After attending a community college for one year, Dominique Rose ’14 was looking for a small college that could help him in his quest to become a teacher. After he learned about the education program at Randolph—which would allow him to finish his bachelor’s degree and quickly earn a master’s degree in teaching—the decision was easy.
Studying at Randolph also gave Rose a unique opportunity to study teaching. This year, he participated in a Summer Research project that explored the attributes and characteristics teachers need and measured the success of Randolph’s education program.
“Subject matter knowledge doesn’t make you a good teacher,” Rose said. “You have to be able to communicate and understand your students. You need to be well versed in teaching, able to reach students with different learning styles.”
Rose attended Central Virginia Community College for one year, and transferred to Randolph after attending an open house and deciding the education program was the right fit.
In his first semester at Randolph, Rose’s largest class had only 20 students—which is large compared to many classes at Randolph, but small compared to classes at other colleges Rose had considered. He enjoys being able to work closely with faculty. “The professors here are so friendly, they’re able to build relationships with students,” Rose said. “I can email my professors and they usually email me back within a few hours. That is so convenient.”
During one of Rose’s classes, his work caught the attention of education professor Roberta Parker. “I was very impressed by his tenacity and work ethic,” Parker said. “He is a conscientious student—always willing to go above and beyond to accomplish any task set before him.”
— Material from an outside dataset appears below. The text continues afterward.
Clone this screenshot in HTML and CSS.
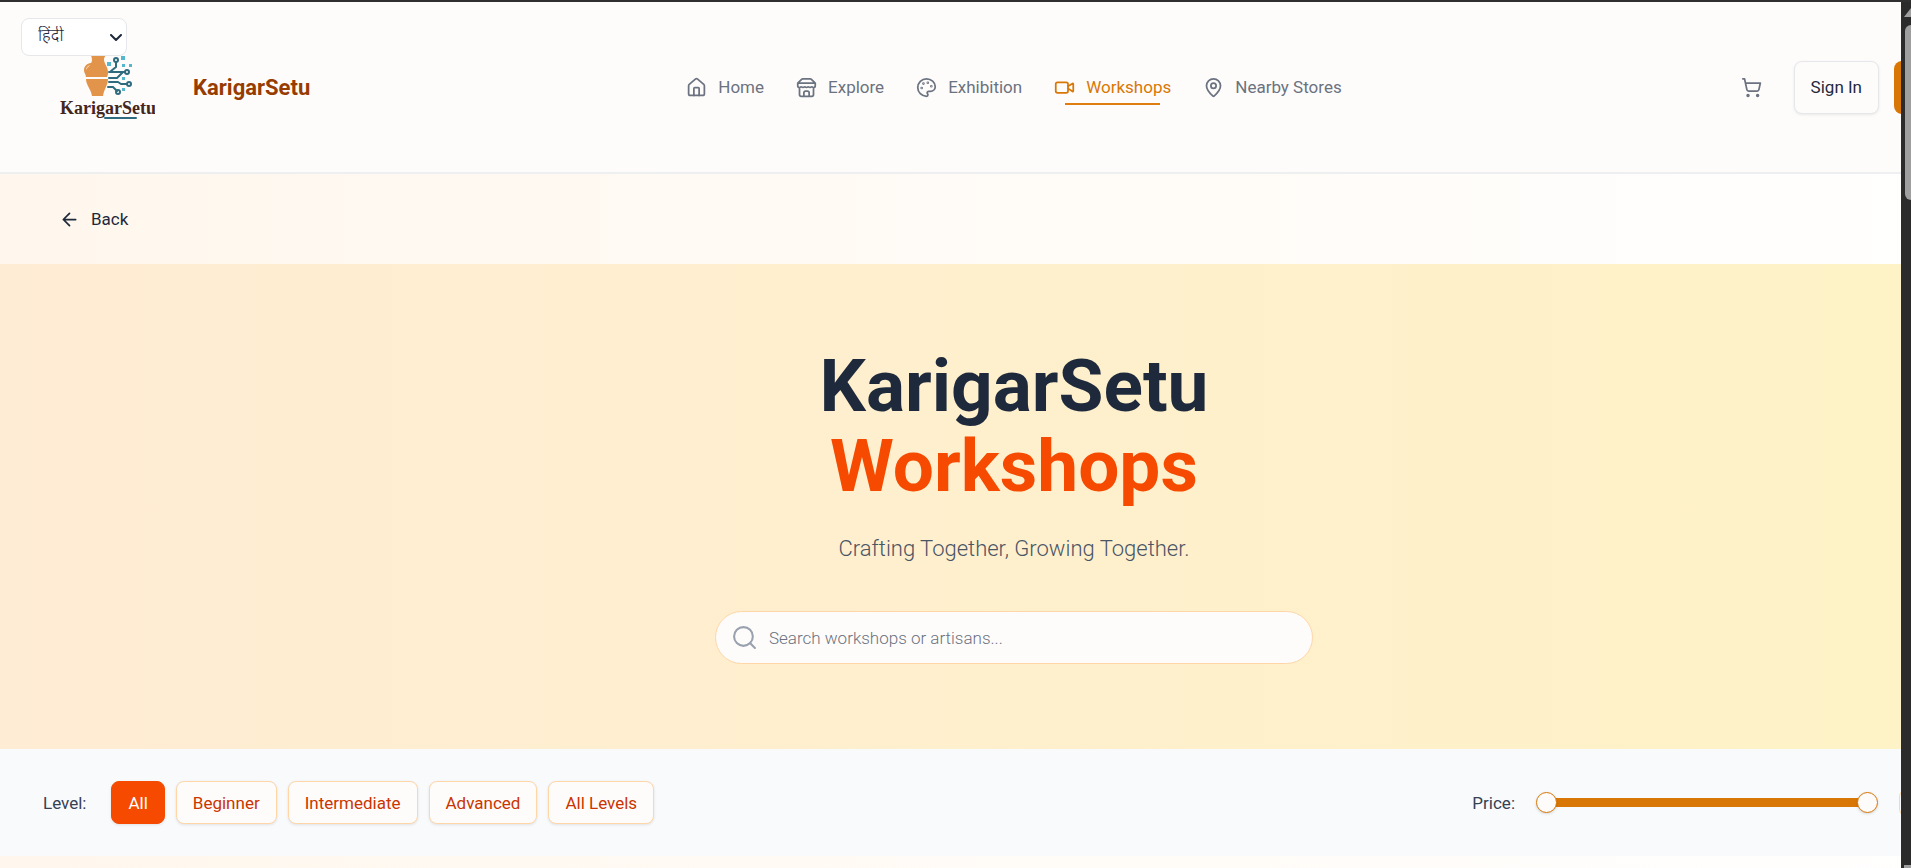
FILE: index.html
```html
<!DOCTYPE html>
<html lang="en">
<head>
<meta charset="utf-8">
<title>KarigarSetu Workshops</title>
<link rel="stylesheet" href="styles.css">
</head>
<body>
<div class="window">
  <div class="viewport">
    <div class="page">
      <div class="lang">
        <select class="lang-select" aria-label="हिंदी"><option>हिंदी</option></select>
        <svg class="lang-arrow" viewBox="0 0 12 8" aria-hidden="true"><path d="M1 1l5 5 5-5"/></svg>
      </div>
      <header class="header">
        <div class="brand">
          <svg class="logo" viewBox="0 0 96 72" aria-hidden="true">
            <path class="pot" d="M32 3h15c0 2-2 3-2 5 0 5 4 8 4 13 0 2 0 3-1 5H27c-1-3-1-6 1-9 3-3 5-5 5-8 0-2-1-4-1-6z"/>
            <path class="pot" d="M27 28h22c0 6-4 10-5 17H33c-1-7-6-11-6-17z"/>
            <path class="handle" d="M35 13c-5-1-9 2-9 6 0 2 1 4 3 5"/>
            <g class="circuit">
              <path d="M50 21h16M50 27h8l6-6M52 20l5-4v-5M50 31h9l3 2h6M49 36h5l4 4"/>
              <circle cx="57" cy="9" r="2"/><circle cx="68" cy="21" r="2"/>
              <circle cx="70" cy="33" r="2"/><circle cx="59" cy="41" r="2"/>
            </g>
            <path class="dots" d="M48 11h4v4h-4zM62 5h4v4h-4zM63 13h3v3h-3zM70 13h3v3h-3zM63 26h3v3h-3zM63 37h3v3h-3z"/>
            <text class="logo-text" x="1" y="63">KarigarSetu</text>
            <path class="logo-line" d="M46 67h31"/>
          </svg>
          <span class="brand-name">KarigarSetu</span>
        </div>
        <nav class="nav">
          <a href="#"><svg viewBox="0 0 24 24"><path d="M15 21v-8a1 1 0 0 0-1-1h-4a1 1 0 0 0-1 1v8"/><path d="M3 10a2 2 0 0 1 .709-1.528l7-6a2 2 0 0 1 2.582 0l7 6A2 2 0 0 1 21 10v9a2 2 0 0 1-2 2H5a2 2 0 0 1-2-2z"/></svg>Home</a>
          <a href="#"><svg viewBox="0 0 24 24"><path d="m2 7 4.410-4.410A2 2 0 0 1 7.830 2h8.340a2 2 0 0 1 1.420.590L22 7M4 12v8a2 2 0 0 0 2 2h12a2 2 0 0 0 2-2v-8M15 22v-4a2 2 0 0 0-2-2h-2a2 2 0 0 0-2 2v4M2 7h20M22 7v3a2 2 0 0 1-2 2 2.700 2.700 0 0 1-1.590-.630.700.700 0 0 0-.820 0A2.700 2.700 0 0 1 16 12a2.700 2.700 0 0 1-1.590-.630.700.700 0 0 0-.820 0A2.700 2.700 0 0 1 12 12a2.700 2.700 0 0 1-1.590-.630.700.700 0 0 0-.820 0A2.700 2.700 0 0 1 8 12a2.700 2.700 0 0 1-1.590-.630.700.700 0 0 0-.820 0A2.700 2.700 0 0 1 4 12a2 2 0 0 1-2-2V7"/></svg>Explore</a>
          <a href="#"><svg viewBox="0 0 24 24"><circle cx="13.500" cy="6.500" r=".5"/><circle cx="17.500" cy="10.500" r=".5"/><circle cx="8.500" cy="7.500" r=".5"/><circle cx="6.500" cy="12.500" r=".5"/><path d="M12 2C6.500 2 2 6.500 2 12s4.500 10 10 10c.926 0 1.648-.746 1.648-1.688 0-.437-.180-.835-.437-1.125-.290-.289-.438-.652-.438-1.125a1.640 1.640 0 0 1 1.668-1.668h1.996c3.051 0 5.555-2.503 5.555-5.554C21.965 6.012 17.461 2 12 2z"/></svg>Exhibition</a>
          <a href="#" class="active" aria-current="page"><svg viewBox="0 0 24 24"><path d="m16 13 5.223 3.482a.5.5 0 0 0 .777-.416V7.870a.5.5 0 0 0-.752-.432L16 10.500"/><rect x="2" y="6" width="14" height="12" rx="2"/></svg>Workshops</a>
          <a href="#"><svg viewBox="0 0 24 24"><path d="M20 10c0 4.993-5.539 10.193-7.399 11.799a1 1 0 0 1-1.202 0C9.539 20.193 4 14.993 4 10a8 8 0 0 1 16 0"/><circle cx="12" cy="10" r="3"/></svg>Nearby Stores</a>
        </nav>
        <div class="actions">
          <button class="cart" type="button" aria-label="Cart"><svg viewBox="0 0 24 24"><circle cx="8" cy="21" r="1"/><circle cx="19" cy="21" r="1"/><path d="M2.050 2.050h2l2.660 12.420a2 2 0 0 0 2 1.580h9.780a2 2 0 0 0 1.950-1.570l1.650-7.430H5.120"/></svg></button>
          <button class="sign-in" type="button">Sign In</button>
          <button class="primary" type="button"></button>
        </div>
      </header>

      <main>
        <div class="back-row">
          <a class="back" href="#"><svg viewBox="0 0 24 24"><path d="m12 19-7-7 7-7M19 12H5"/></svg>Back</a>
        </div>
        <section class="hero">
          <h1 class="title">KarigarSetu <span>Workshops</span></h1>
          <p class="tagline">Crafting Together, Growing Together.</p>
          <label class="search">
            <svg viewBox="0 0 24 24" aria-hidden="true"><circle cx="11" cy="11" r="9"/><path d="m22 22-4.500-4.500"/></svg>
            <input type="text" placeholder="Search workshops or artisans..." aria-label="Search workshops or artisans...">
          </label>
        </section>
        <section class="filters">
          <div class="levels" role="group" aria-labelledby="level-label">
            <span class="label" id="level-label">Level:</span>
            <button class="chip selected" type="button">All</button>
            <button class="chip" type="button">Beginner</button>
            <button class="chip" type="button">Intermediate</button>
            <button class="chip" type="button">Advanced</button>
            <button class="chip" type="button">All Levels</button>
          </div>
          <div class="price">
            <span class="label" id="price-label">Price:</span>
            <div class="slider">
              <input type="range" min="0" max="100" value="0" aria-labelledby="price-label">
              <input type="range" min="0" max="100" value="100" aria-labelledby="price-label">
            </div>
            <span class="price-box"></span>
          </div>
        </section>
      </main>
    </div>
  </div>
  <div class="scrollbar" aria-hidden="true">
    <svg class="scroll-up" viewBox="0 0 14 10"><path d="M7 0 14 9H0z"/></svg>
    <div class="scroll-thumb"></div>
    <div class="scroll-end"></div>
  </div>
</div>
</body>
</html>
```

FILE: styles.css
```css
* { box-sizing: border-box; }

body {
  margin: 0;
  font-family: Roboto, "Noto Sans", sans-serif;
  font-size: 17px;
  color: #1e293b;
}

button, input, select { font: inherit; color: inherit; }
a { color: inherit; text-decoration: none; }
svg { fill: none; stroke: currentColor; stroke-width: 2; stroke-linecap: round; stroke-linejoin: round; flex: none; }

.window {
  display: flex;
  height: 100vh;
  overflow: hidden;
  border-top: 2px solid #2f2f2f;
}

.viewport { flex: 1; min-width: 0; overflow: hidden; }

.page {
  position: relative;
  width: calc(100% + 127px);
  min-height: 100%;
  background: linear-gradient(to right, #fff7ed, #ffffff);
}

.lang { position: absolute; top: 16px; left: 21px; z-index: 2; width: 106px; }
.lang-select {
  display: block;
  width: 100%;
  height: 38px;
  padding: 0 16px;
  appearance: none;
  background: #ffffff;
  border: 1px solid #e5e7eb;
  border-radius: 8px;
  font-family: "Noto Sans Devanagari", "Noto Sans", sans-serif;
  font-weight: 300;
}
.lang-arrow { position: absolute; right: 5px; top: 16px; width: 12px; height: 8px; pointer-events: none; }

.header {
  display: grid;
  grid-template-columns: 1fr auto 1fr;
  align-items: center;
  height: 172px;
  padding: 0 59px;
  background: #fefcfb;
  border-bottom: 2px solid #eeeff1;
}

.brand { display: flex; align-items: center; gap: 38px; }
.logo { width: 96px; height: 72px; stroke: none; }
.pot { fill: #e2944a; }
.handle { stroke: #e2944a; stroke-width: 2; }
.circuit { stroke: #2f6b7e; stroke-width: 2; }
.dots { fill: #55b7cb; }
.logo-text { fill: #43261d; font-family: "Liberation Serif", serif; font-size: 18px; font-weight: 700; }
.logo-line { stroke: #2f6b7e; stroke-width: 2; }
.brand-name { color: #973c00; font-size: 22px; font-weight: 700; }

.nav { display: flex; align-items: center; gap: 32px; color: #6b7280; }
.nav a { position: relative; display: flex; align-items: center; gap: 11px; }
.nav svg { width: 21px; height: 21px; }
.nav .active { color: #d97706; }
.nav .active::after {
  content: "";
  position: absolute;
  left: 11px;
  right: 11px;
  bottom: -7px;
  height: 2px;
  background: #e07d10;
}

.actions { display: flex; align-items: center; justify-content: flex-end; gap: 15px; }
.cart { display: flex; margin-right: 17px; padding: 0; border: 0; background: none; color: #6b7280; }
.cart svg { width: 21px; height: 21px; }
.sign-in {
  height: 53px;
  padding: 0 16px;
  background: #fefcfb;
  border: 1px solid #e5e7eb;
  border-radius: 8px;
  box-shadow: 0 1px 3px rgba(0, 0, 0, 0.08);
}
.primary { width: 75px; height: 53px; border: 0; border-radius: 8px; background: #d97706; }

.back-row { display: flex; align-items: center; height: 90px; padding: 0 59px; }
.back { display: flex; align-items: center; gap: 11px; }
.back svg { width: 21px; height: 21px; }

.hero {
  display: flex;
  flex-direction: column;
  align-items: center;
  padding: 82px 24px 85px;
  background: linear-gradient(to right, #ffecd4, #fef3c6);
}
.title { display: flex; flex-direction: column; align-items: center; margin: 0; font-size: 73px; font-weight: 700; line-height: 80px; }
.title span { color: #f54a00; }
.tagline { margin: 28px 0 47px; color: #4a5565; font-size: 22px; font-weight: 300; line-height: 30px; }

.search {
  display: flex;
  align-items: center;
  gap: 12px;
  width: 598px;
  max-width: 100%;
  height: 53px;
  padding: 0 16px;
  background: #fefcfb;
  border: 1px solid #ffd6a8;
  border-radius: 27px;
}
.search svg { width: 25px; height: 25px; color: #99a1af; }
.search input { flex: 1; padding: 0; border: 0; outline: 0; background: none; font-weight: 300; }
.search input::placeholder { color: #6b7280; opacity: 1; }

.filters {
  display: flex;
  align-items: center;
  justify-content: space-between;
  padding: 32px 43px;
  background: #f8fafc;
}
.levels, .price { display: flex; align-items: center; }
.levels { gap: 11px; }
.label { color: #364153; }
.levels .label { margin-right: 14px; }
.chip {
  height: 43px;
  padding: 0 16px;
  background: #fefcfb;
  border: 1px solid #ffd6a8;
  border-radius: 8px;
  box-shadow: 0 1px 3px rgba(0, 0, 0, 0.1);
  color: #ca3500;
}
.chip.selected { background: #f54a00; border-color: #f54a00; color: #ffffff; }

.price { gap: 21px; }
.slider { position: relative; width: 342px; height: 21px; }
.slider::before {
  content: "";
  position: absolute;
  inset: 6px 10px;
  background: #d97706;
}
.slider input {
  position: absolute;
  inset: 0;
  width: 100%;
  height: 21px;
  margin: 0;
  appearance: none;
  background: none;
  pointer-events: none;
}
.slider input::-webkit-slider-thumb {
  appearance: none;
  width: 21px;
  height: 21px;
  background: #fefcfb;
  border: 1px solid #d97706;
  border-radius: 50%;
  box-shadow: 0 1px 3px rgba(0, 0, 0, 0.15);
  pointer-events: auto;
}
.price-box { width: 86px; height: 28px; border: 1px solid #ffd6a8; border-radius: 8px; }

.scrollbar {
  display: flex;
  flex: 0 0 10px;
  flex-direction: column;
  overflow: hidden;
  padding: 6px 0 0 3px;
  background: #2b2b2b;
}
.scroll-up { width: 14px; height: 10px; fill: #9f9f9f; stroke: none; }
.scroll-thumb { width: 13px; height: 175px; margin: 7px 0 auto 1px; border-radius: 6px; background: #9f9f9f; }
.scroll-end { width: 14px; height: 3px; background: #9f9f9f; }
```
Parker invited Rose to join her and another education professor, Peggy Schimmoeller, for a project in Randolph’s Summer Research Program. They were assessing how well Randolph’s curriculum helps students gain the knowledge and attributes of good teachers.
Rose spent the summer reading current research about effective teaching practices and interviewing Randolph graduates who are now teachers. He asked them about the professional attributes and teaching skills that they developed at Randolph and how they are applying those skills in the classroom. He recently presented his findings in a symposium for the Summer Research Program.
Rose is pursuing certifications for special education, elementary education, and physical education. After finishing his undergraduate studies, he plans to enroll in Randolph’s one-year Master of Arts in Teaching program.
Outside of his studies, Rose is engaged in extracurricular activities. He is a student government senator for his residence hall, and he is a leader in Campus Outreach, a Christian fellowship ministry for students.
He said transfer students who look for opportunities can find many ways to integrate with campus life. “People here are so friendly, and they enjoy making new friends and carrying on good conversations,” Rose said.